At Christmas time, the family would often play host to an annual event known as 'The Gamble'. The main attraction was an all-night card school for a big prize such as a turkey, while a musical party took place in the next room, though generally little drink was consumed. The door would be taken down and set dancing would get under way: in the narrow confines of the cottage you had to keep your wits about you - round the house and mind the dresser! The dancing was accompanied by a noted local fiddle player who travelled round on a bicycle and led the music for a fee, joined by other musicians. Jim recalled hearing melodeons and concertinas, but that the fiddle was the principal instrument.
Christmas was also the time to do the rounds as Wren Boys. Disguised with a mask known as an 'eye fiddle', Jim and his mates would tour the neighbourhood - being careful to avoid other groups, such as the pipe band from Adare, engaged in the same activity - and sing for a few pennies or food and drink.
Music was also a feature of the pleasure fairs held round about, including singing competitions. Furthermore, music-making would often be grafted onto occasions in the working year, such as the feast to mark the end of the harvest (Jim remembered the time when this operation still involved steam threshing). These special occasions were in addition to the regular Sunday night gatherings held in the little hall at the adjoining village of Patrickswell: Jim would cycle over as part of a gang of lads from Clarina for an evening of music and dance, with entry at 6d (2.5p) and 1/- (5p).
As late as the mid-1940s, Jim distinctly recalled ballad singers operating on the streets of Limerick City, flogging song sheets at a penny a time. Although there were some of these sheets in the house, they do not appear to have played any significant part in the traditional process. There was also a wind-up gramophone, though the family was not able to afford much in the way of records, and this, too, had little impact on the singing tradition. So the performing and handing on of music remained predominantly oral. Although great importance was attached to learning Irish at school, English remained the first language for everyday purposes, and Jim could remember no singing being carried on in Gaelic.

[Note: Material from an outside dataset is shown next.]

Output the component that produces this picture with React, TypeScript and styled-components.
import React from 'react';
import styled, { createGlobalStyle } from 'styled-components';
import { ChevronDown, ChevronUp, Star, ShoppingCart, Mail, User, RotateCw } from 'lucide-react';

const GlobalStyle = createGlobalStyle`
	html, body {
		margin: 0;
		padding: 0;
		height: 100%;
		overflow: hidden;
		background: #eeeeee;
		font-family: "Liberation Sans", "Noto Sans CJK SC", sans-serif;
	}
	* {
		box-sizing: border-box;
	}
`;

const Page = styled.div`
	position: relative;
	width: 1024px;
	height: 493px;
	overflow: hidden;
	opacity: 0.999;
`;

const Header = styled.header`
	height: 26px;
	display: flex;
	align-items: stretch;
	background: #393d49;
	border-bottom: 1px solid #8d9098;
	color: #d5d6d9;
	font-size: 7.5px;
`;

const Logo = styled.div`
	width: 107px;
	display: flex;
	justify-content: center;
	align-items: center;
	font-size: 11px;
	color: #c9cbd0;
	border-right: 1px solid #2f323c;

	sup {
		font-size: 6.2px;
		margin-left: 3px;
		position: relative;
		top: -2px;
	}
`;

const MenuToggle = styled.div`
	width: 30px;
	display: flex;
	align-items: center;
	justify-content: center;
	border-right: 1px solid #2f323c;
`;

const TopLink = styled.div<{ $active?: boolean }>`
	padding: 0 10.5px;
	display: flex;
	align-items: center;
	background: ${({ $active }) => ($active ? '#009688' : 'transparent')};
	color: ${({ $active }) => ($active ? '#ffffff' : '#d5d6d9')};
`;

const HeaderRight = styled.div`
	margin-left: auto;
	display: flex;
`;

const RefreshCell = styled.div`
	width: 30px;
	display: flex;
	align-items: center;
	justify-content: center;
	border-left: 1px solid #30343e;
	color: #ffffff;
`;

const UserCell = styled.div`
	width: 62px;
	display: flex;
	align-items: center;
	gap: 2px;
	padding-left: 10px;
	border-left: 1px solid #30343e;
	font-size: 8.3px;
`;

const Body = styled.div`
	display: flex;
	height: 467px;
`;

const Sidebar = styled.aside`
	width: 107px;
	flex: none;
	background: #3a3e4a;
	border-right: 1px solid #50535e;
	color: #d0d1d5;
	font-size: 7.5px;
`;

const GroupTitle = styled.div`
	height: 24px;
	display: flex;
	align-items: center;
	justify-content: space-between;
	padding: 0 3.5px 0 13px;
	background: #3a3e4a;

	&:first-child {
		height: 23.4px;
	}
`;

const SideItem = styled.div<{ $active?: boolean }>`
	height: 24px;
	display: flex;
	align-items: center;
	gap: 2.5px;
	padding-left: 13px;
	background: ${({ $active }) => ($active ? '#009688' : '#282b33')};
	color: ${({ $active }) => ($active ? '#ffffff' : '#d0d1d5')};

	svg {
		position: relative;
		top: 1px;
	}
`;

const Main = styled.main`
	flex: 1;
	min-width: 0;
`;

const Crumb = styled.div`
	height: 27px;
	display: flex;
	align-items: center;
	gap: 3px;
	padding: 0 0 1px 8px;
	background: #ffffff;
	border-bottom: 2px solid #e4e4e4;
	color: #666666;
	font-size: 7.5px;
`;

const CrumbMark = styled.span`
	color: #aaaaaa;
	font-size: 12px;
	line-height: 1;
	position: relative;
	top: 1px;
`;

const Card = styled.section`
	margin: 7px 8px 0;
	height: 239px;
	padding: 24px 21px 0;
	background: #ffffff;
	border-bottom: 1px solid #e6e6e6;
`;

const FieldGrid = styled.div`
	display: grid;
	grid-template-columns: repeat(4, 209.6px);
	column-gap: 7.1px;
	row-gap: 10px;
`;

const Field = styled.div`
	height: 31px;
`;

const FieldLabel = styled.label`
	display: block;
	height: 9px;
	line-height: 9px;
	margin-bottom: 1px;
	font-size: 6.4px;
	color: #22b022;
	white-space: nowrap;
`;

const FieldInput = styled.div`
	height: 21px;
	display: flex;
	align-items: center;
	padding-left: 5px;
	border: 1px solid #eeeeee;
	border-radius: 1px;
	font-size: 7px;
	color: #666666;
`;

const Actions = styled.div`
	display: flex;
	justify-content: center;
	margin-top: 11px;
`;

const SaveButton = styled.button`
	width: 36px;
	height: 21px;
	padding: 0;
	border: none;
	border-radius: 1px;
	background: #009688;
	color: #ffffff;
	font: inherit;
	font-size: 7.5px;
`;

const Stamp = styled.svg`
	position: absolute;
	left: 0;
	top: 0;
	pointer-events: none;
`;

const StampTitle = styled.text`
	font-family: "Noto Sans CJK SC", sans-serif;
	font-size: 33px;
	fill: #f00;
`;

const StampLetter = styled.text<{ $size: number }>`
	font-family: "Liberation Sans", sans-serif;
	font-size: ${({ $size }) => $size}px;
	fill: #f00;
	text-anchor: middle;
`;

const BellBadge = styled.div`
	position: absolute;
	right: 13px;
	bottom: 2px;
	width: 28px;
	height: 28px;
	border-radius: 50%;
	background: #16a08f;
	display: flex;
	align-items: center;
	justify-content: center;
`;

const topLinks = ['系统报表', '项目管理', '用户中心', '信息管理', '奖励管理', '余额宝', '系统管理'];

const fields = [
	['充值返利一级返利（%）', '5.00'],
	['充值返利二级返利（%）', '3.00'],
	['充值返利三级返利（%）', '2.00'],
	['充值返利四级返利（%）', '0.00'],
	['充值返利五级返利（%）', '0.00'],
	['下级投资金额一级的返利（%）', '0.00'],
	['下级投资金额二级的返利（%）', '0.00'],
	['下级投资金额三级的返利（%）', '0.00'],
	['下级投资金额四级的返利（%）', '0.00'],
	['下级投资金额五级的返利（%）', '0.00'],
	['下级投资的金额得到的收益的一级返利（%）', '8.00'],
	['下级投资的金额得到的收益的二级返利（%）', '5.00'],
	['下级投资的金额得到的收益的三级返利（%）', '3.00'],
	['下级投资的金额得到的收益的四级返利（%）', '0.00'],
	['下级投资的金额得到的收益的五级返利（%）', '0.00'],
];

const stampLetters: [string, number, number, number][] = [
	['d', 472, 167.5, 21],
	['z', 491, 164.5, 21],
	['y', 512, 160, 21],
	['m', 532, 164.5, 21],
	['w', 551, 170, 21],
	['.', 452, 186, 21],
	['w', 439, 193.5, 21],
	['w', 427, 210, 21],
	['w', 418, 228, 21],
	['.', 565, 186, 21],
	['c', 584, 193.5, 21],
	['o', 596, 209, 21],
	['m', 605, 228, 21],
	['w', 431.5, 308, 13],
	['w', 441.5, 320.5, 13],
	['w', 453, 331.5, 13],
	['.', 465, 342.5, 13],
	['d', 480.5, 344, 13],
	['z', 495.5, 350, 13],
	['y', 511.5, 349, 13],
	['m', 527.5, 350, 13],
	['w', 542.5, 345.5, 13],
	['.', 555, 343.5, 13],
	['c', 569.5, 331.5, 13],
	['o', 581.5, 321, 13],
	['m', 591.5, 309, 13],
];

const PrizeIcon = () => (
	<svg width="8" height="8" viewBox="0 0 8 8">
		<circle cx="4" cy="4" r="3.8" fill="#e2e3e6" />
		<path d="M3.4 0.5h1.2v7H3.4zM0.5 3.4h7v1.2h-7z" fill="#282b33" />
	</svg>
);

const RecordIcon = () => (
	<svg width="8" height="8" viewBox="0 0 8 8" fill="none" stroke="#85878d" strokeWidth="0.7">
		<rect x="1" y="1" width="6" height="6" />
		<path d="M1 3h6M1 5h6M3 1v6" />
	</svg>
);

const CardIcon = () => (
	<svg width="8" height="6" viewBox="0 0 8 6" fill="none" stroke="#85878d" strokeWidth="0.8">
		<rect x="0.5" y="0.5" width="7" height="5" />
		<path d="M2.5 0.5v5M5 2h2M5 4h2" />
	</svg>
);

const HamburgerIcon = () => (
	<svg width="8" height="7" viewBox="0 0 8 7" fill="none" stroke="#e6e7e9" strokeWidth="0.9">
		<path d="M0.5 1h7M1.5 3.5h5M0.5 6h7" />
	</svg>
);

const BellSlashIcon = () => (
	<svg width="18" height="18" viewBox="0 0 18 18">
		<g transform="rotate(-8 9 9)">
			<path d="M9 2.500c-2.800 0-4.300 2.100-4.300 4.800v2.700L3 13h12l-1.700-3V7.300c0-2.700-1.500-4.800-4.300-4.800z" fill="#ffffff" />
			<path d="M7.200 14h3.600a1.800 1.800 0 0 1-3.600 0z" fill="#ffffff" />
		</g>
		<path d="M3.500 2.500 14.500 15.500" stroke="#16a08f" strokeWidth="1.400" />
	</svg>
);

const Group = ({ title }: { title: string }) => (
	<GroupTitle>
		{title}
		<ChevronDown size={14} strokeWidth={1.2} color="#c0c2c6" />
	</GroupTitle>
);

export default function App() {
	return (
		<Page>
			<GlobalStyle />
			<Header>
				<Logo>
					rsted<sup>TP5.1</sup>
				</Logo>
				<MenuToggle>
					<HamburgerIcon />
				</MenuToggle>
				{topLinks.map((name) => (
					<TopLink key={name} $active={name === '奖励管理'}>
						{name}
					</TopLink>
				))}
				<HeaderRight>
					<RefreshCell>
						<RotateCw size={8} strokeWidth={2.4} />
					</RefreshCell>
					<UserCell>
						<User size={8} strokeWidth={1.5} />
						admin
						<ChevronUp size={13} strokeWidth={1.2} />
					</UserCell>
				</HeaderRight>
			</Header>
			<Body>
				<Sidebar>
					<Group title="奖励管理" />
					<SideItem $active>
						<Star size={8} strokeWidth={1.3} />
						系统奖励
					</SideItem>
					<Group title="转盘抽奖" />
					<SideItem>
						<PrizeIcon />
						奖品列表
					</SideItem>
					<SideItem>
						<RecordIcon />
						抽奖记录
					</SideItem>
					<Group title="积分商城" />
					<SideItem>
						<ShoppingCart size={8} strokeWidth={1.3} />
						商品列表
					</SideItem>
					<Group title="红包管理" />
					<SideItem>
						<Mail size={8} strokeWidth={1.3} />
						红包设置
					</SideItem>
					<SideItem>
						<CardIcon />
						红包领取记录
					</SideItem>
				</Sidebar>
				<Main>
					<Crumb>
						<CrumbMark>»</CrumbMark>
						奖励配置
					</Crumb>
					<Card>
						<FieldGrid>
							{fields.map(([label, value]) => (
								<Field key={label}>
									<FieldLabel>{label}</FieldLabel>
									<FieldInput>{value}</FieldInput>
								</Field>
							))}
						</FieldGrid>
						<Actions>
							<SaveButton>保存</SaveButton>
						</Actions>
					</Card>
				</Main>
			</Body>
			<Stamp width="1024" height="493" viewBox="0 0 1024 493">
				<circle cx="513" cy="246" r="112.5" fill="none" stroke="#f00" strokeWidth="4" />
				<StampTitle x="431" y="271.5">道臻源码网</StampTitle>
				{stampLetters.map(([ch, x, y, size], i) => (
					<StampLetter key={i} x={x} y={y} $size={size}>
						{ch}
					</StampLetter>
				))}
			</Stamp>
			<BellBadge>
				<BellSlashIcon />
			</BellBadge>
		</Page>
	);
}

Growing up where music was such a routine feature of life, it is easy to see how Jim acquired his love of song and how he came to absorb his authentic manner of singing. His musical apprenticeship confirms the view of the family as the cradle of tradition, bolstered by the many opportunities for music-making in the wider community.
Like all traditional singers, Jim would sing whatever took his fancy: some of his material he took in after settling in this country, but he instinctively absorbed it all into the singing style he learnt from his family in Ireland. He had a taste for the heart-tugging songs of emigration which have an obvious resonance, and for poignant love songs, but his sense of fun also gave him a feel for comic songs and parodies on classics such as Galway Bay. It was chancing upon Swindon Folksingers' Club in the early 1970s that brought him back into musical circulation after a dormant period. He became a regular at the club, giving members the opportunity to savour traditional singing formed in conditions quite different to the folk revival.